[Stored dataset items]
⁂

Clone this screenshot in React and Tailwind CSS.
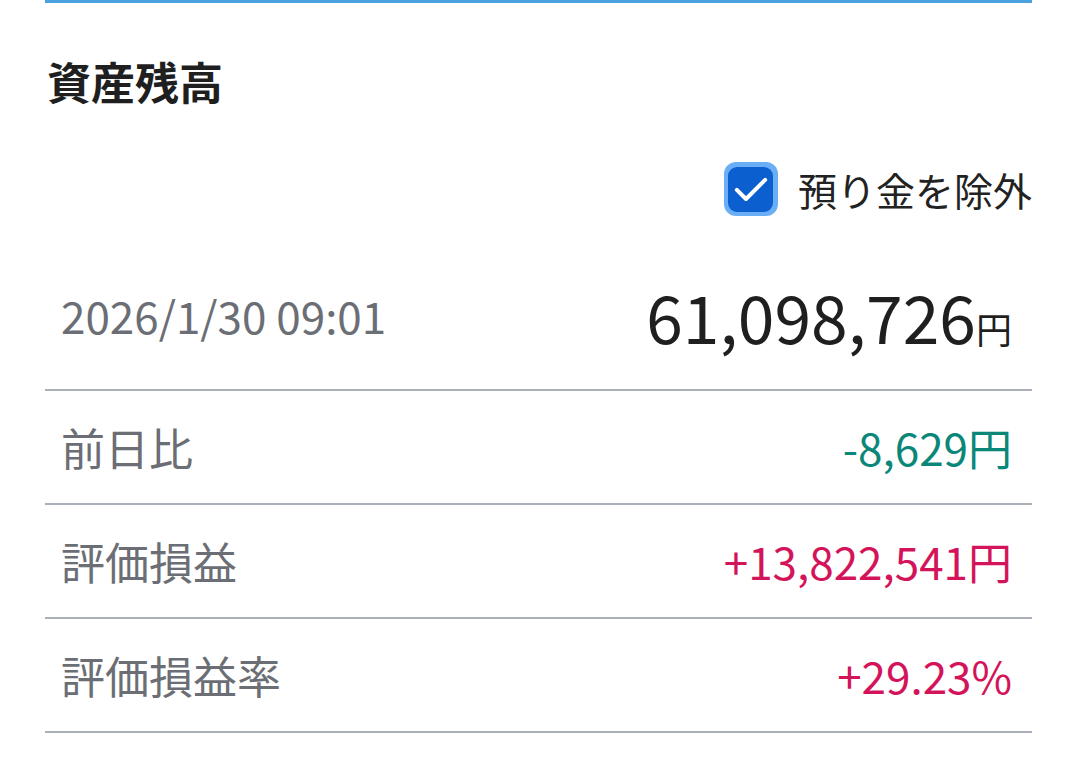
import React from 'react';

const rows = [
  { label: '前日比', value: '-8,629円', color: 'text-[#0b877a]' },
  { label: '評価損益', value: '+13,822,541円', color: 'text-[#d4145a]' },
  { label: '評価損益率', value: '+29.23%', color: 'text-[#d4145a]' },
];

const CheckIcon = () => (
  <svg viewBox="0 0 24 24" className="w-[40px] h-[40px]" fill="none" stroke="white" strokeWidth="2.4" strokeLinecap="round" strokeLinejoin="round">
    <path d="M3.5 12.5l5.5 5.5L20.5 6.5" />
  </svg>
);

const App = () => {
  return (
    <div
      className="min-h-[762px] bg-white px-[45px] text-[#1f1f1f]"
      style={{ fontFamily: '"Noto Sans CJK JP", "Noto Sans", sans-serif' }}
    >
      <div className="h-[3px] bg-[#4aa3df]" />

      <h2 className="mt-[48px] pl-[2px] text-[44px] font-bold leading-[60px]">資産残高</h2>

      <div className="mt-[51px] flex items-center justify-end gap-[20px]">
        <span className="flex h-[54px] w-[54px] items-center justify-center rounded-[12px] bg-[#6aaef5]">
          <span className="flex h-[45px] w-[45px] items-center justify-center rounded-[9px] bg-[#0b5fcf]">
            <CheckIcon />
          </span>
        </span>
        <span className="text-[39px] leading-[54px] text-[#222]">預り金を除外</span>
      </div>

      <div className="flex h-[175px] items-center justify-between border-b-2 border-[#a9b0b8] pt-[24px] pl-[16px] pr-[20px]">
        <span className="text-[44px] text-[#6b6e74]">2026/1/30 09:01</span>
        <span className="flex items-baseline">
          <span className="text-[66px] leading-none">61,098,726</span>
          <span className="text-[36px] leading-none">円</span>
        </span>
      </div>

      {rows.map((row) => (
        <div
          key={row.label}
          className="flex h-[114px] items-center justify-between border-b-2 border-[#a9b0b8] pl-[16px] pr-[20px]"
        >
          <span className="text-[44px] text-[#6b6e74]">{row.label}</span>
          <span className={`text-[44px] ${row.color}`}>{row.value}</span>
        </div>
      ))}
    </div>
  );
};

export default App;
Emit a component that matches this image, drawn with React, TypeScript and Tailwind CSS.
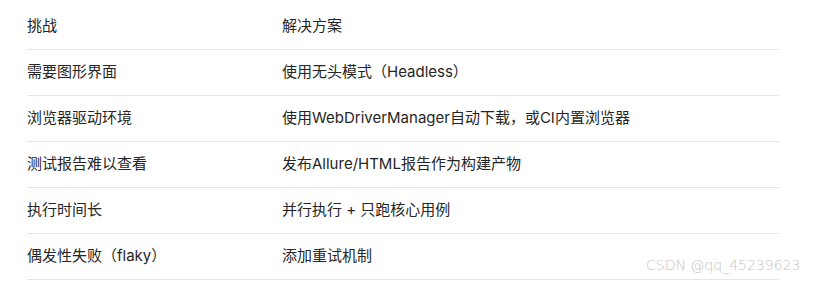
import React from "react";

const rows: [string, string][] = [
  ["需要图形界面", "使用无头模式（Headless）"],
  ["浏览器驱动环境", "使用WebDriverManager自动下载，或CI内置浏览器"],
  ["测试报告难以查看", "发布Allure/HTML报告作为构建产物"],
  ["执行时间长", "并行执行 + 只跑核心用例"],
  ["偶发性失败（flaky）", "添加重试机制"],
];

export default function App() {
  return (
    <div
      className="relative w-[816px] h-[281px] bg-white text-[#262626] overflow-hidden"
      style={{ fontFamily: 'Inter, "Noto Sans CJK SC", sans-serif' }}
    >
      <div className="ml-[27px] mt-[4px] w-[752px] text-[15px]">
        <div className="grid grid-cols-[255px_1fr] h-[46px] items-center border-b border-[#e5e5e5]">
          <div>挑战</div>
          <div>解决方案</div>
        </div>
        {rows.map(([a, b]) => (
          <div
            key={a}
            className="grid grid-cols-[255px_1fr] h-[46px] items-center border-b border-[#e5e5e5]"
          >
            <div>{a}</div>
            <div>{b}</div>
          </div>
        ))}
      </div>
      <div
        className="absolute left-[646px] top-[256px] text-[14px] font-extralight text-[#c4c4c4] leading-[18px]"
        style={{ fontFamily: '"DejaVu Sans", sans-serif' }}
      >
        CSDN @qq_45239623
      </div>
    </div>
  );
}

⁂

▶ TASK GOAL:
Find every line that has "this" in it, then return those lines.

▶ THE SOLUTION:
Clone this screenshot in React and Tailwind CSS.
Emit a component that matches this image, drawn with React, TypeScript and Tailwind CSS.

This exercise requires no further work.